Grocery ecommerce is still niche, and costly to provide. But with alluring growth forecasts, a sell-out crowd was all ears.

Panelists, left to right: Scott Iovine, Donna Zambo, Brian Holt and Peg Merzbacher listen to moderator and St. Joe's Marketing Professor George Latella. (Photo by Carolyn Wyman)

“Build the basket.”
“Get on the list.”
In seven words, that’s the advice a panel of grocery ecommerce veterans gave to area food retailers during the “Bricks & Clicks” panel discussion/fundraiser at Saint Joseph’s University Tuesday.
The low profit margins in the grocery industry and the high labor costs associated with assembling and delivering online orders make large purchases or shopping “baskets” in the virtual world even more important than they are in bricks-and-mortar supermarkets.
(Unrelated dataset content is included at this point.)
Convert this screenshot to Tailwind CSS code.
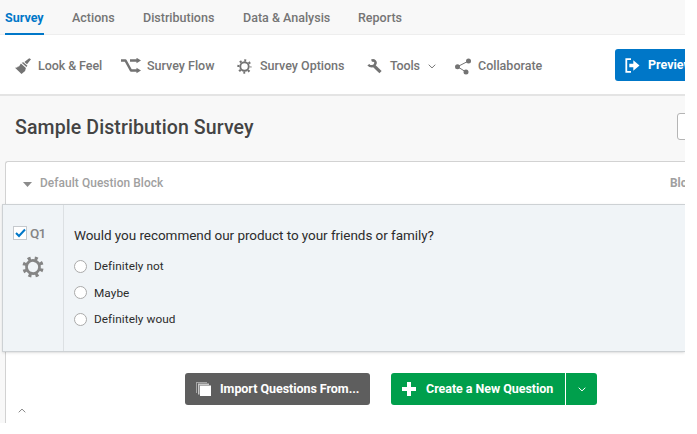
<!DOCTYPE html>
<html lang="en">
<head>
<meta charset="utf-8">
<title>Survey Editor</title>
<script src="https://cdn.jsdelivr.net/npm/@tailwindcss/browser@4"></script>
</head>
<body class="h-[434px] overflow-hidden bg-white font-['Roboto','Liberation_Sans',sans-serif] font-medium whitespace-nowrap">
<div class="flex h-[423px] w-[685px] flex-col overflow-hidden bg-[#f8f8f8]">
  <nav class="flex h-[35px] shrink-0 border-b border-[#eeeeee] pl-[5px] text-[12.5px] leading-[35px] text-[#757575]">
    <a class="h-[35px] w-[39px] border-b-2 border-[#0077c8] font-bold text-[#0077c8]">Survey</a>
    <a class="ml-7 w-[71px]">Actions</a>
    <a class="w-[100px]">Distributions</a>
    <a class="w-[115px]">Data &amp; Analysis</a>
    <a>Reports</a>
  </nav>
  <div class="flex h-[61px] shrink-0 items-center border-b-2 border-[#e4e4e4] bg-white pt-[3px] pl-[15px] text-[12.5px] text-[#757575]">
    <div class="flex w-[106px] shrink-0 items-center">
      <svg class="mr-[7px] h-4 w-4" viewBox="0 0 16 16" fill="#737373"><path d="M14.2.2 16 1.3l-4 5L9.400 4zM8.300 4.200l4.100 3.500-1 1.300-4.700-4.200zM5.900 5.500l5 4.500-.8 3-3.600 2.900L0 9.800l2.200-.3 1-1.500.5 1z"/></svg>
      <span class="tracking-[-0.08px]">Look &amp; Feel</span>
    </div>
    <div class="flex w-[116px] shrink-0 items-center">
      <svg class="mr-[6px] h-4 w-5" viewBox="0 0 20 16" fill="none"><path d="M0 2.500h4.500L10 12.500h6M9 2.500h7" stroke="#737373" stroke-width="2.500" stroke-linejoin="round"/><path d="M15.500-.3v5.600l4.500-2.800zM15.500 9.700v5.600l4.500-2.800z" fill="#737373"/></svg>
      <span>Survey Flow</span>
    </div>
    <div class="flex w-[130px] shrink-0 items-center">
      <svg class="mr-2 h-[15px] w-[15px]" viewBox="0 0 32 32"><g transform="translate(16 16)" fill="none" stroke="#737373"><circle r="9" stroke-width="4"/><circle r="13" stroke-width="4.500" stroke-dasharray="4.200 6.010" stroke-dashoffset="2.100"/></g></svg>
      <span>Survey Options</span>
    </div>
    <div class="flex w-[88px] shrink-0 items-center">
      <svg class="mr-2 h-[15px] w-[15px]" viewBox="0 0 15 15" fill="none" stroke="#737373"><path d="M4.500 1.700C7.200.6 9.500 3 8.100 5.200 6.800 8 3.200 7.900 1.300 5.700" stroke-width="2.500"/><path d="m7.300 7.200 6.200 6" stroke-width="3.200"/></svg>
      <span class="tracking-[-0.15px]">Tools</span>
      <svg class="mt-px ml-2 h-[5px] w-2" viewBox="0 0 8 5" fill="none" stroke="#777"><path d="m.7.700 3.300 3.200L7.300.700"/></svg>
    </div>
    <div class="flex w-[160px] shrink-0 items-center">
      <svg class="mr-[7px] h-[17px] w-4" viewBox="0 0 16 17" fill="#737373"><path d="M13.500 3 2.500 8.700 11 14" fill="none" stroke="#737373"/><circle cx="13.500" cy="3" r="2.500"/><circle cx="2.500" cy="8.700" r="2.500"/><circle cx="11" cy="14" r="2.500"/></svg>
      <span>Collaborate</span>
    </div>
    <button class="mt-[-2px] flex h-8 w-[100px] shrink-0 items-center rounded-[3px] bg-[#0077c8] pl-[10px] font-bold text-white">
      <svg class="mr-2 h-[15px] w-[15px]" viewBox="0 0 15 15"><path d="M6 1.200H1.300v12.600H6" fill="none" stroke="#fff" stroke-width="1.800"/><path d="M4.300 5.700h4V2.300L14.500 7.500l-6.200 5.200V9.300h-4z" fill="#fff"/></svg>
      <span>Preview</span>
    </button>
  </div>
  <header class="flex h-[65px] shrink-0 items-center pl-[15px] text-[#444]">
    <h1 class="-mt-[2px] w-[662px] shrink-0 text-[19.5px] font-medium tracking-[0.11px]">Sample Distribution Survey</h1>
    <button class="mt-[-4px] h-[27px] w-10 shrink-0 rounded-[3px] border border-[#b5b5b5] bg-white"></button>
  </header>
  <section class="ml-[5px] flex grow flex-col rounded-tl-[3px] border-t border-l border-[#d2d2d2] bg-white">
    <div class="flex h-[42px] shrink-0 items-center pt-[2px] pl-[17px] text-[11.900px] text-[#a0a0a0]">
      <svg class="mr-[8px] h-[5px] w-[9px] shrink-0" viewBox="0 0 9 5" fill="#8b8b8b"><path d="M0 0h9L4.500 5z"/></svg>
      <span class="w-[630px] shrink-0 tracking-[0.08px]">Default Question Block</span>
      <span class="font-bold">Block</span>
    </div>
    <article class="-ml-[4px] flex h-[148px] shrink-0 border border-r-0 border-[#cdd1d4] bg-[#f0f4f7] shadow-sm">
      <aside class="flex w-[61px] flex-col border-r border-[#dce0e3]">
        <div class="mt-[18px] ml-[10px] flex items-center text-[13.500px] font-medium text-[#858585]">
          <span class="mr-[3px] flex h-[14px] w-[14px] items-center justify-center border border-[#c5c9cd] bg-white"><svg class="h-[10px] w-[11px]" viewBox="0 0 11 10" fill="none" stroke="#0077c8" stroke-width="2"><path d="m1 5 3 3 6-6.500"/></svg></span>
          <span class="tracking-[-0.9px]">Q1</span>
        </div>
        <svg class="mt-[13px] ml-[19px] h-[22px] w-[22px]" viewBox="0 0 32 32"><g transform="translate(16 16) rotate(9)" fill="none" stroke="#858585"><circle r="9.500" stroke-width="4"/><circle r="13" stroke-width="5" stroke-dasharray="4.500 5.710"/></g></svg>
      </aside>
      <div class="pt-[20px] pl-[10px] text-[#2c2c2c]">
        <p class="mb-[11px] text-[13.500px] leading-5 font-normal tracking-[-0.05px]">Would you recommend our product to your friends or family?</p>
        <ul class="flex flex-col gap-[6.500px] text-[11.800px] leading-5 font-normal tracking-[0.06px]">
          <li class="flex items-center"><i class="mr-[7px] h-[13px] w-[13px] rounded-full border border-[#aaa] bg-white"></i>Definitely not</li>
          <li class="flex items-center"><i class="mr-[7px] h-[13px] w-[13px] rounded-full border border-[#aaa] bg-white"></i>Maybe</li>
          <li class="flex items-center"><i class="mr-[7px] h-[13px] w-[13px] rounded-full border border-[#aaa] bg-white"></i>Definitely woud</li>
        </ul>
      </div>
    </article>
    <div class="flex pt-[21px] pl-[179px] text-[12.500px] font-bold text-white">
      <button class="mr-[21px] flex h-8 w-[185px] items-center rounded-[3px] bg-[#5e5e5e] pl-[11px]">
        <svg class="mr-[9px] h-[14px] w-[15px]" viewBox="0 0 15 14"><path d="M0 0h11v11H0z" fill="#a5a5a5"/><path d="M1 1h12v11H1z" fill="#5e5e5e"/><path d="M2 1.500h11v11H2z" fill="#c8c8c8"/><path d="M3.500 3h11.500v11H3.500z" fill="#5e5e5e"/><path d="M4 3.500h11V14H4z" fill="#fff"/></svg>
        <span class="tracking-[-0.05px]">Import Questions From...</span>
      </button>
      <button class="flex h-8 w-[174px] items-center rounded-l-[3px] bg-[#009f4c] pl-[11px]">
        <svg class="mr-[10px] h-[14px] w-[14px]" viewBox="0 0 14 14" fill="#fff"><path d="M5 0h4v5h5v4H9v5H5V9H0V5h5z"/></svg>
        <span class="tracking-[-0.05px]">Create a New Question</span>
      </button>
      <button class="flex h-8 w-8 items-center justify-center rounded-r-[3px] border-l border-white bg-[#009f4c]">
        <svg class="h-[5px] w-2" viewBox="0 0 8 5" fill="none" stroke="#fff"><path d="m.7.700 3.300 3.200L7.300.700"/></svg>
      </button>
    </div>
    <svg class="mt-[3px] ml-3 h-[5px] w-2" viewBox="0 0 8 5" fill="none" stroke="#888"><path d="m.7 4.300 3.300-3.200 3.300 3.200"/></svg>
  </section>
</div>
</body>
</html>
“Obviously it’s much better from a profitability standpoint to have a $200 order versus a $100 one,” said Peg Merzbacher, vice president of regional marketing for Peapod, the online partner of local Giant Food Stores and many other U.S. supermarkets. And grocery eshoppers do, in fact, spend “from two to three times more than even our top shoppers in the store,” she said.
One possible reason: Peapod.com shoppers are “disproportionate” buyers of pricy organic and natural foods.
Merzbacher and the three other panelists also stressed the importance of shoppers’ online lists of purchased products. Unlike paper shopping lists, online ones persist and “most shoppers order off them,” Merzbacher said.
Fellow panelist Scott Iovine, a business development exec at Camden’s Campbell Soup Company, recommended social media as a cost-effective way for food manufacturers to get their products on those lists. His company now has a team of people who monitor and act on trending culinary topics. “When they saw chicken parmesan getting some buzz, we posted a recipe for that dish using our products,” Iovine said.
Since canned soup is “heavy and cheap,” Campbell’s has also created some new multi-packs specifically for ecommerce. The higher price point helps spread out delivery costs and “enables us to be more successful online,” Iovine said.
Local supermarkets face their own challenges in going online.
Wakefern Digital Innovation Manager Donna Zambo said up to 20 percent of the offerings in one of her cooperative’s local ShopRite supermarkets might be unique to that store. Managing a single website serving more than 150 such stores, means “a lot of complexity,” she said.
At the same time, established grocers have relationships and resources they can bring to their online business that startups lack. Merzbacher said Peapod has recently teamed up with pasta-maker Barilla to create meal kits using Barilla products and fresh in-store produce and meats. They’ve also partnered with local farmers to deliver boxes of fresh, local vegetables. She likened the former to Blue Apron’s meal ingredient service, and the latter to a CSA, but without their subscription model or the need to make any longterm commitment.
Online shopping for groceries is still small — only about 4 percent of all grocery shopping nationally.
For the 36 Weis supermarkets — many Pennsylvania-based — that offer the service it’s only 5 percent, according to Weis Marketing VP Brian Holt, another panelist.
So, worthy cause aside (the event raised money for St. Joe’s Academy of Food Marketing and the Mid-Atlantic Food Trades Association’s food marketing scholarships), why the sell-out crowd? Online sales at Weis and Wakefern and others are growing “exponentially,” panelists said.